Say, take a ring $R$ and consider the map $BGL(R)\to BGL(R)^+$. It always induces an isomorphism on homology, but $$H_1(\Omega BGL(R))=H_1(GL(R))=0$$ ($GL(R)$ has discrete topology) and $$H_1(\Omega BGL(R)^+)=\pi_1(\Omega BGL(R)^+)=\pi_2(BGL(R)^+)=K_2(R)$$ is often non-trivial.
Here is a more explicit family of counterexamples. Let $X$ be a homology sphere of dimension at least $3$ with a point removed. Then $X$ is an acyclic space with the same fundamental group as the original homology sphere.
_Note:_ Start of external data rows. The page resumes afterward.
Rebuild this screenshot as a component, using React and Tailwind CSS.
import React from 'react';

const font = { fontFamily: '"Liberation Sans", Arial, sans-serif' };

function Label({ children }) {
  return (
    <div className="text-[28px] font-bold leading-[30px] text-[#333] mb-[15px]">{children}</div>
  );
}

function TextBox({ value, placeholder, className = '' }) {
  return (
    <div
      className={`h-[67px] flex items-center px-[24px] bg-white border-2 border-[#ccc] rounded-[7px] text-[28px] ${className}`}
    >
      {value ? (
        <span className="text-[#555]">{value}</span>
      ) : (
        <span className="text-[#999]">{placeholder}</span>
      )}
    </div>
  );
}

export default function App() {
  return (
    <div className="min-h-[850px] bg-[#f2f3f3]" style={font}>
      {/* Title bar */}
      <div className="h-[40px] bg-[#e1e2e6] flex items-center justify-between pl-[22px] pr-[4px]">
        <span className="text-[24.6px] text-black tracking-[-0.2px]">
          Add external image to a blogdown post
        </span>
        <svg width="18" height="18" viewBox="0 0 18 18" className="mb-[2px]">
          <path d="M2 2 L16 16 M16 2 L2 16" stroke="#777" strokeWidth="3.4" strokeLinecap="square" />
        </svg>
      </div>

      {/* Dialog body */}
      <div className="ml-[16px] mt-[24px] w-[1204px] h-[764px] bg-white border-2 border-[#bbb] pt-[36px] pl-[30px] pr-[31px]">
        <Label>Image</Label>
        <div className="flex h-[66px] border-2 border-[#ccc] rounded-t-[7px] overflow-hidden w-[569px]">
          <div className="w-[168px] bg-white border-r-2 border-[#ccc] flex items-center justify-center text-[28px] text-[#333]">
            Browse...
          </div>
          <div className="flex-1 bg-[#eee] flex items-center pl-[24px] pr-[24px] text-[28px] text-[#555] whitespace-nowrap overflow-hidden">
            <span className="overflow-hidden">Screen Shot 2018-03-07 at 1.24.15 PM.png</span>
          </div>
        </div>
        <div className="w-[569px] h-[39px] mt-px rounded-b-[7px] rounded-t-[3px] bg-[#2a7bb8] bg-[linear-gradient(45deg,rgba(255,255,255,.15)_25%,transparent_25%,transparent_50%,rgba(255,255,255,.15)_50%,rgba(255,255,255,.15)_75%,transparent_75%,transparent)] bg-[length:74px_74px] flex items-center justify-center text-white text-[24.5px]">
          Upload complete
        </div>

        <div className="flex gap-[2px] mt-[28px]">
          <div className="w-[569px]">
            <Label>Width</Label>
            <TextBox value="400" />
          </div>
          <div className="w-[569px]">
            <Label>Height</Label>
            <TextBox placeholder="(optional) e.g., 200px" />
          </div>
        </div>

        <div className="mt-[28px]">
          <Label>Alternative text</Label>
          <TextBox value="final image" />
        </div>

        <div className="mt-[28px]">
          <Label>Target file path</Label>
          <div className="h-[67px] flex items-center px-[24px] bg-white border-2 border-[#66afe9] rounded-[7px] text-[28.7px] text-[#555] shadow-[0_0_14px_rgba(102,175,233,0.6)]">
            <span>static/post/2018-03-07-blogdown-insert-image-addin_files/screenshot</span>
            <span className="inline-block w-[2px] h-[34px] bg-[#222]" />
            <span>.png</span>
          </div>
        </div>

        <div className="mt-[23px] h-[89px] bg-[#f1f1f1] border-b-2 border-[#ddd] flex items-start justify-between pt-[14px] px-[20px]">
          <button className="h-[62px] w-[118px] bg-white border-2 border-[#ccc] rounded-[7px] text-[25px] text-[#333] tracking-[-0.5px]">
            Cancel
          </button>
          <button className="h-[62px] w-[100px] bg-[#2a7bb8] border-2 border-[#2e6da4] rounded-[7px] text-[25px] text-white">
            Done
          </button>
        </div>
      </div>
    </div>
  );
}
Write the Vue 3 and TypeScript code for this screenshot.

Hence the constant map $f : X \to \text{pt}$ induces an isomorphism on homology. In order for the induced map
$$\Omega f : \Omega X \to \text{pt}$$
on loop spaces (with some choice of basepoint) to induce an isomorphism on homology, it must induce an isomorphism
$$H_0(\Omega f) : H_0(\Omega X) \cong \mathbb{Z}[\pi_1(X)] \to H_0(\text{pt}) \cong \mathbb{Z}$$
which is equivalent to $\pi_1(X)$ being trivial. But of course a homology sphere need not have trivial fundamental group, so for example we can take $X$ to be Poincare dodecahedral space minus a point.